The defect structure evolution in magnesium hydride/metal-organic framework structures MIL-101 (Cr) composite at high temperature hydrogen sorption-desorption processes

This paper describes the microstructural changes in the process of high temperature hydrogen sorption of composite based on MgH2 and metal-organic framework structures (MOFs) MIL-101 (Cr). The microstructure of the composite was analyzed by X-ray diffraction, electron microscopy and positron annihilation spectroscopy (PAS). The PAS complex allows in situ measurements in a vacuum chamber at elevated temperature and pressure ranges during hydrogenation or dehydrogenation.
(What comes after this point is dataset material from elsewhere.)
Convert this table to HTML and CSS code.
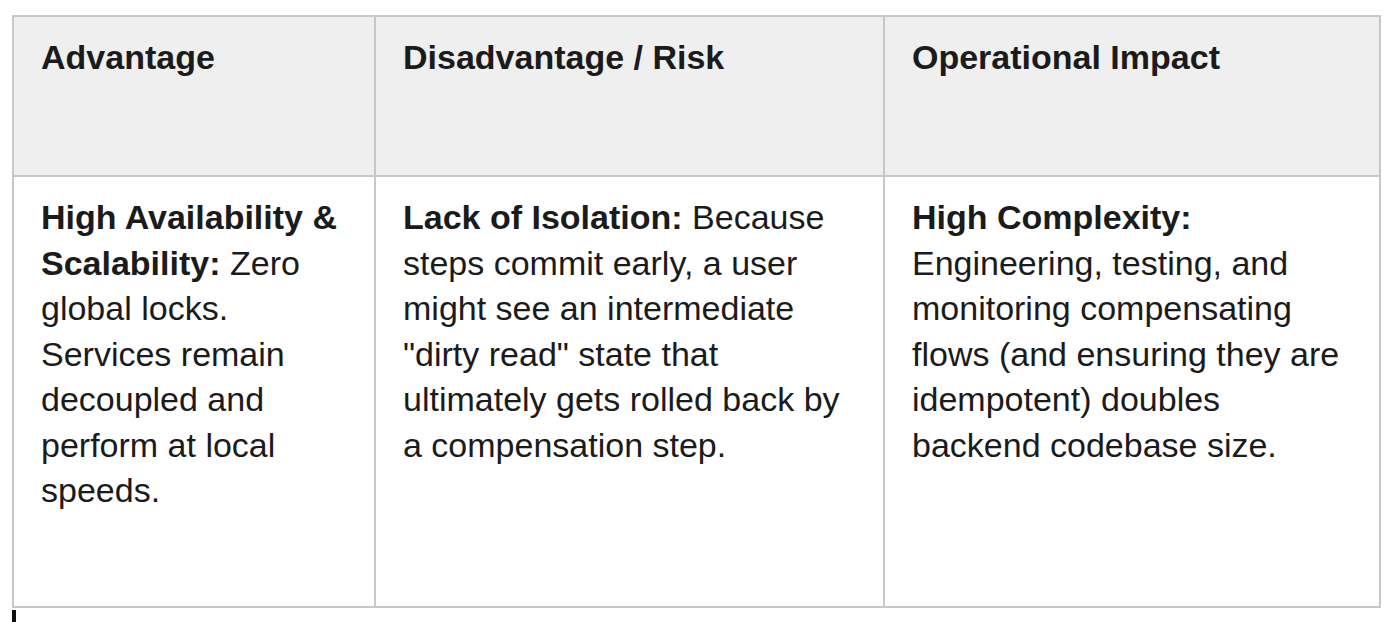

Based on the results obtained, the composite structure represents a core-shell in which nano-sized particles of chromium oxide and MIL-101(Cr) residues are evenly distributed on the surface of larger magnesium hydride particles. The MOFs MIL-101(Cr) is partially retained after mechanical synthesis and remains relatively stable when heated to 340 °C. The defect structure formed as a result of the synthesis contributes to the rapid diffusion of hydrogen into the bulk of magnesium particles. This defect structure affects the absorption of hydrogen by composites at temperatures up to 400 °C and have a negligible effect at 450 °C. •The MIL-101(Cr) decompose into chromium oxide and inorganic residues during milling.•The composite represent a MgH2 particles decorated with chromium oxide nanoparticles.•The presence of Cr atoms in the magnesium hydride lattice destabilizes the Mg-H bond.•The composite MgH2-5 wt% MIL- 101(Cr) can absorb hydrogen at 255 °C, which lower than Mg.•Defective structure affects the H2 absorption of composites at temperatures to 400 °C.